MouseLand / Kilosort

Fast spike sorting with drift correction
https://kilosort.readthedocs.io/en/latest/
GNU General Public License v3.0
478 stars 248 forks source link

Kilosort data storage and GPU usage advice #389

Closed saumilpatel closed 8 months ago

saumilpatel commented 3 years ago

Dear Marius,

We, in Andreas Tolias Lab at Baylor College of Medicine in Houston Texas, are planning to do close to 2 hours worth of recordings using neuropixels in mouse. Based on some calculations this would amount to close to 170 GB recording. We plan to use Kilosort 2 for spike sorting and are wondering what would your recommendations be regarding the storage of this data. Should we store in one file or multiple files ? How does Kilosort deal with large recordings, does it analyze in smaller time bins ? What GPU would you recommend ? And can we take advantage of multiple GPUs, we have tons of GPU servers so if we can parallelize the sorting we have the hardware for it.
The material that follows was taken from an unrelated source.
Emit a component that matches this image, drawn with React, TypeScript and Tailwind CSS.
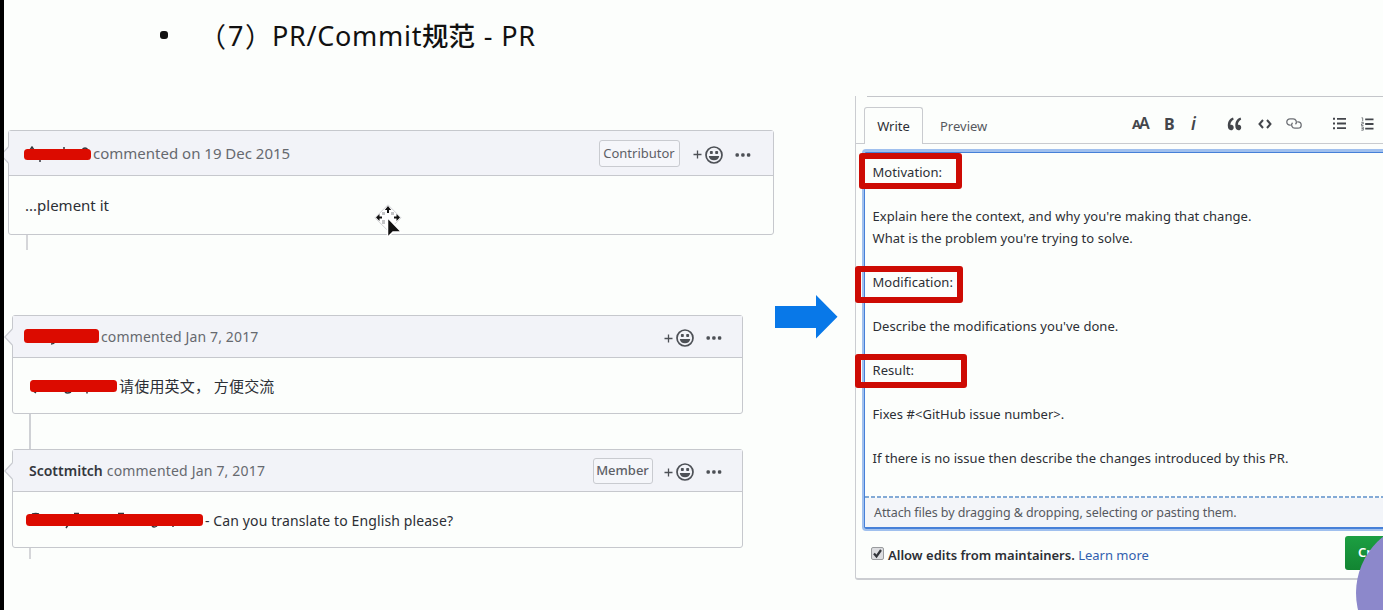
import React from "react";

function Smiley() {
  return (
    <svg width="18" height="18" viewBox="0 0 18 18" fill="none" className="shrink-0">
      <circle cx="9" cy="9" r="8" stroke="#4d5056" strokeWidth="1.7" />
      <rect x="4.9" y="5" width="2.9" height="3" rx="0.8" fill="#4d5056" />
      <rect x="10.2" y="5" width="2.9" height="3" rx="0.8" fill="#4d5056" />
      <path d="M3.8 10h10.4c-.2 2.800-2.300 4.300-5.200 4.300s-5-1.500-5.200-4.300z" fill="#4d5056" />
    </svg>
  );
}

function Actions({ className }: { className: string }) {
  return (
    <div className={"flex h-[20px] items-center " + className}>
      <svg width="9" height="9" viewBox="0 0 9 9" className="mr-[3px]">
        <path d="M4.500 .5v8M.5 4.500h8" stroke="#4d5056" strokeWidth="1.300" />
      </svg>
      <Smiley />
      <svg width="16" height="4" viewBox="0 0 16 4" className="ml-[12.500px]">
        <rect x="0.500" y="0.300" width="3.400" height="3.400" rx="1.300" fill="#4d5056" />
        <rect x="6.200" y="0.300" width="3.400" height="3.400" rx="1.300" fill="#4d5056" />
        <rect x="11.900" y="0.300" width="3.400" height="3.400" rx="1.300" fill="#4d5056" />
      </svg>
    </div>
  );
}

function Notch({ className }: { className: string }) {
  return (
    <svg width="9" height="18" viewBox="0 0 9 18" className={"absolute " + className}>
      <path d="M9 .5L8 1.500.8 9 8 16.500l1 1z" fill="#f2f3f8" />
      <path d="M8.300 1L.8 9l7.500 8" fill="none" stroke="#c9cbd1" strokeWidth="1.200" />
    </svg>
  );
}

function Redaction({ width, height, marks }: { width: number; height: number; marks: string }) {
  return (
    <svg width={width} height={height + 8} viewBox={`0 0 ${width} ${height + 8}`} className="shrink-0">
      <path d={marks} stroke="#34363c" strokeWidth="1.500" fill="none" />
      <rect x="0" y="4" width={width} height={height} rx="3.500" fill="#dc0b00" />
    </svg>
  );
}

function Glyphs() {
  return (
    <div className="flex h-[20px] items-center text-[#43464b]">
      <span className="w-[7px] pt-px text-[13px] font-bold leading-[20px]">A</span>
      <span className="-mt-px w-[11px] text-[16px] font-semibold leading-[20px]">A</span>
      <span className="ml-[14px] w-[11px] text-[16px] font-bold leading-[20px]">B</span>
      <span className="ml-[16px] w-[8px] text-[17px] font-semibold italic leading-[20px]">i</span>
      <svg width="15" height="14" viewBox="0 0 15 14" className="ml-[28px]" fill="#43464b">
        <path d="M6 .5C3 1.500.8 4.200.8 8.600c0 2.900 1.200 4.700 3.100 4.700 1.600 0 2.800-1.200 2.800-2.900 0-1.600-1-2.700-2.400-2.700-.4 0-.7.1-.9.200.1-2.400 1.300-4.200 3.300-5.300z" />
        <path d="M13.500 .5c-3 1-5.200 3.700-5.200 8.100 0 2.900 1.200 4.700 3.100 4.700 1.600 0 2.800-1.200 2.800-2.900 0-1.600-1-2.700-2.400-2.700-.4 0-.7.1-.9.200.1-2.400 1.300-4.200 3.300-5.300z" />
      </svg>
      <svg width="14" height="10" viewBox="0 0 14 10" className="ml-[16px]" fill="none" stroke="#43464b" strokeWidth="2">
        <path d="M5 1L1.500 5 5 9M9 1l3.500 4L9 9" />
      </svg>
      <svg width="16" height="11" viewBox="0 0 16 11" className="ml-[14px]" fill="none" stroke="#6c6f74" strokeWidth="1.300">
        <path d="M4.800 7.200H4A3.200 3.200 0 0 1 4 .8h3.200a3.200 3.200 0 0 1 2.300 5.400" />
        <path d="M11.200 3.800h.8a3.200 3.200 0 0 1 0 6.400H8.800a3.200 3.200 0 0 1-2.300-5.400" />
      </svg>
      <svg width="13" height="13" viewBox="0 0 13 13" className="ml-[31px]" fill="#43464b">
        <path d="M0 .8h2v2H0zM4 .9h9v1.800H4zM0 5.500h2v2H0zM4 5.600h9v1.800H4zM0 10.200h2v2H0zM4 10.300h9v1.800H4z" />
      </svg>
      <svg width="13" height="14" viewBox="0 0 13 14" className="ml-[15px]" fill="#43464b">
        <path d="M4.200 1.400H12.500v1.800H4.200zM4.200 6.100H12.500v1.800H4.200zM4.200 10.800H12.500v1.800H4.200z" />
        <path d="M.5 .8h1.200v3.400M.3 5.300h2v1.600H.5v1.700h2M.3 10h2v3.200h-2M.5 11.600h1.600" fill="none" stroke="#6c6f74" strokeWidth=".9" />
      </svg>
    </div>
  );
}

function Header() {
  return (
    <header className="flex h-[96px] shrink-0 pl-[156px] pt-[16px]">
      <span className="mt-[15px] h-[8px] w-[8px] rounded-[3px] bg-[#111]" />
      <h1 className="ml-[31px] flex whitespace-pre font-['Noto_Sans','Noto_Sans_CJK_SC',sans-serif] text-[27px] leading-[40px] text-[#111]">
        <span className="w-[29px] font-['Noto_Sans_CJK_SC',sans-serif]">（</span>
        <span className="w-[17px]">7</span>
        <span className="w-[27px] font-['Noto_Sans_CJK_SC',sans-serif]">）</span>
        <span className="w-[150px] tracking-[0.7px]">PR/Commit</span>
        <span className="w-[54px] text-[26.500px] font-medium">规范</span>
        <span className="tracking-[0.800px]"> - PR</span>
      </h1>
    </header>
  );
}

function Comments() {
  return (
    <section className="flex w-[771px] shrink-0 flex-col pt-[34px] text-[14px] text-[#2c2f35]">
      <article className="relative ml-[4px] h-[105px] w-[766px] rounded-[3px] border border-[#c6c8cd]">
        <Notch className="left-[-9px] top-[15px]" />
        <div className="flex h-[45px] items-center border-b border-[#c6c8cd] bg-[#f2f3f8] pl-[15px] pr-[22px] pt-px">
          <div className="pt-[2px]">
            <Redaction width={67} height={11} marks="M6 5l2-3 2 3M40 2v3M58 5q3-4 6 0M16 14v3" />
          </div>
          <span className="ml-[2px] grow whitespace-pre pb-px text-[15px] text-[#66696f]">commented on 19 Dec 2015</span>
          <span className="mr-[13px] flex h-[27px] w-[81px] items-center justify-center rounded-[3px] border border-[#c9cbd0] bg-[#f5f6fa] pt-px text-[13px] text-[#5d6066]">Contributor</span>
          <Actions className="mt-[2px]" />
        </div>
        <p className="pl-[16px] pt-[19px] text-[15px] leading-[20px]">...plement it</p>
      </article>
      <div className="ml-[22px] h-[15px] w-[2px] bg-[#d5d6d9]" />
      <article className="relative ml-[8px] mt-[65px] h-[99px] w-[731px] rounded-[3px] border border-[#c6c8cd]">
        <Notch className="left-[-9px] top-[12px]" />
        <div className="flex h-[42px] items-center border-b border-[#c6c8cd] bg-[#f2f3f8] pl-[11px] pr-[20px]">
          <div className="-mt-px">
            <Redaction width={75} height={14} marks="M31 17q-1 2-4 2" />
          </div>
          <span className="ml-[2px] grow whitespace-pre tracking-[0.14px] text-[#66696f]">commented Jan 7, 2017</span>
          <Actions className="mt-[3px]" />
        </div>
        <div className="flex h-[56px] items-center pl-[17px]">
          <Redaction width={87} height={12} marks="M3 5q-4 5-1 9l4 3M35 16q2 2 6 0M57 14v3.500" />
          <span className="ml-[2px] whitespace-pre font-['Noto_Sans_CJK_SC',sans-serif] text-[15px] tracking-[0.200px]">请使用英文， 方便交流</span>
        </div>
      </article>
      <div className="ml-[25px] h-[35px] w-[2px] bg-[#cfd1d5]" />
      <article className="relative ml-[8px] h-[99px] w-[731px] rounded-[3px] border border-[#c6c8cd]">
        <Notch className="left-[-9px] top-[12px]" />
        <div className="flex h-[42px] items-center border-b border-[#c6c8cd] bg-[#f2f3f8] pl-[16px] pr-[20px]">
          <b className="whitespace-pre font-semibold text-[#34373d]">Scottmitch</b>
          <span className="ml-[4px] grow whitespace-pre tracking-[0.180px] text-[#66696f]">commented Jan 7, 2017</span>
          <span className="mr-[11px] flex h-[26px] w-[60px] items-center justify-center rounded-[3px] border border-[#c9cbd0] bg-[#f5f6fa] text-[13px] font-medium text-[#5d6066]">Member</span>
          <Actions className="mt-[3px]" />
        </div>
        <div className="flex h-[56px] items-center pl-[13px]">
          <Redaction width={177} height={12} marks="M6 4q4-1 7 0M42 15l-2 3M48 3.500h5M92 3.500h6M126 16q2 2 5 0M147 14v3" />
          <span className="ml-[2px] whitespace-pre tracking-[0.110px]">- Can you translate to English please?</span>
        </div>
      </article>
      <div className="ml-[25px] h-[11px] w-[2px] bg-[#d5d6d9]" />
    </section>
  );
}

function Editor() {
  const lines = [
    "Motivation:",
    "",
    "Explain here the context, and why you're making that change.",
    "What is the problem you're trying to solve.",
    "",
    "Modification:",
    "",
    "Describe the modifications you've done.",
    "",
    "Result:",
    "",
    "Fixes #<GitHub issue number>.",
    "",
    "If there is no issue then describe the changes introduced by this PR.",
  ];
  return (
    <section className="relative h-[484px] w-[528px] shrink-0 rounded-bl-[3px] border-b-2 border-l border-[#cbcdd1] text-[13px] text-[#2c2f35]">
      <div className="ml-[11px] h-px bg-[#c4c6ca]" />
      <div className="flex h-[47px] items-end">
        <div className="h-px w-[8px] bg-[#c9cbcf]" />
        <div className="flex h-[37px] w-[59px] items-center justify-center rounded-t-[3px] border border-b-0 border-[#c9cbcf] pt-px">Write</div>
        <div className="flex h-[37px] grow items-center border-b border-[#c9cbcf] pl-[17px] text-[#56595f]">
          <span className="w-[192px] pt-[3px]">Preview</span>
          <div className="mb-[3px]">
            <Glyphs />
          </div>
        </div>
      </div>
      <div className="ml-[6px] mt-[5px] h-[382px] w-[534px] rounded-[4px] border-[2px] border-t-[3px] border-[#a0c0ee]">
        <div className="flex h-full flex-col rounded-[2px] border border-b-2 border-[#4680d8]">
          <div className="grow pl-[7.500px] pt-[8px] tracking-[0.05px]">
            {lines.map((line, i) => (
              <p key={i} className="h-[22px] whitespace-pre leading-[22px]">{line}</p>
            ))}
          </div>
          <svg width="528" height="2" className="shrink-0">
            <path d="M0 1h528" stroke="#5b8fc9" strokeWidth="1.500" strokeDasharray="4 2" />
          </svg>
          <div className="flex h-[29px] shrink-0 items-center whitespace-pre bg-[#f3f5f9] pl-[9px] pt-px text-[12.500px] tracking-[-0.090px] text-[#56595f]">
            Attach files by dragging &amp; dropping, selecting or pasting them.
          </div>
        </div>
      </div>
      <div className="flex h-[50px] items-center pl-[15px]">
        <svg width="13" height="13" viewBox="0 0 13 13" className="mb-[5px]">
          <rect x=".5" y=".5" width="12" height="12" rx="1.500" fill="#dcdde0" stroke="#9a9c9f" />
          <path d="M3 6.500l2.500 3L10 3" fill="none" stroke="#33363b" strokeWidth="2.200" />
        </svg>
        <b className="ml-[4px] whitespace-pre font-semibold">Allow edits from maintainers. </b>
        <span className="text-[#3160ae]">Learn more</span>
      </div>
      <div className="absolute left-[489px] top-[440px] flex h-[34px] w-[39px] items-center overflow-hidden rounded-l-[3px] bg-linear-to-b from-[#1c9f42] to-[#128532] pl-[13px] text-[13px] font-semibold text-white">Cr</div>
      <div className="absolute left-[3px] top-[57px] h-[36px] w-[103px] rounded-[3px] border-[6px] border-[#cd0b04]" />
      <div className="absolute left-[-1px] top-[170px] h-[37px] w-[108px] rounded-[3px] border-[6px] border-[#cd0b04]" />
      <div className="absolute left-[-1px] top-[258px] h-[34px] w-[112px] rounded-[3px] border-[6px] border-[#cd0b04]" />
    </section>
  );
}

export default function App() {
  return (
    <div className="relative flex h-[610px] w-[1383px] overflow-hidden bg-[#fcfefc] font-['Noto_Sans','Noto_Sans_CJK_SC',sans-serif]">
      <div className="w-[4px] shrink-0 bg-black" />
      <main className="flex w-[1379px] flex-col overflow-hidden">
        <Header />
        <div className="flex">
          <Comments />
          <div className="w-[80px] shrink-0 pt-[199px]">
            <svg width="63" height="44" viewBox="0 0 63 44">
              <path d="M0 11h41V0l21.500 21.800L41 43.500V33H0z" fill="#0878e8" />
            </svg>
          </div>
          <Editor />
        </div>
      </main>
      <div className="absolute left-[1356px] top-[521px] h-[144px] w-[144px] rounded-full bg-[#8c88cb]" />
      <svg width="30" height="36" viewBox="0 0 30 36" className="absolute left-[373px] top-[204px]">
        <path d="M15 .8l13 13-13 13-13-13z" fill="#fff" stroke="#d2d3d6" strokeWidth="1" />
        <path d="M9 8h3v3H9zM18 8h3v3h-3zM9 16h3v4H9z" fill="#c4c5c7" />
        <path d="M15 2l3.200 4H16v3h-2V6h-2.200zM3 13.500L6.500 10v2.500H9v2H6.500V17zM27 13.500L23.500 10v2.500H21v2h2.500V17z" fill="#111" />
        <path d="M14.500 13.500v20l5.500-5.500h8.500z" fill="#111" stroke="#fff" strokeWidth="1.500" />
      </svg>
    </div>
  );
}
Also what kind of compute machines would you recommend, specially memory ?

Is there anything else you would recommend ?

We plan to record using our Labview software and store data in binary file/files so that as soon as they are closed, Kilosort can start working on them.

We appreciate any comments/feedback that you would have.

Thanks, Best, Saumil

marius10p commented 3 years ago

Hi there, probably the most important thing would be to use Kilosort 2.5 instead of 2.0, especially for recordings like yours that are longer than one hour. See the recent Neuropixels 2.0 paper for a lot of detail about how 2.5 works.

The wiki has a hardware guide. Kilosort requires a single concatenated binary file, which it then processes into another temporary, high-pass filtered and whitened binary file. Ideally both the raw data and the binary file are on an SSD or a fast network connection. The processing is done in batches, so that's not a problem, but there are some quantities that accumulate over batches before being written to results and in Kilosort2 this sometimes lead to memory problems on machines with less RAM. I think you should be fine with 32 or 64 GB, not sure. There is no parallelization at the level of individual recordings, because the optimization process is sequential and there is barely enough work to keep one GPU busy.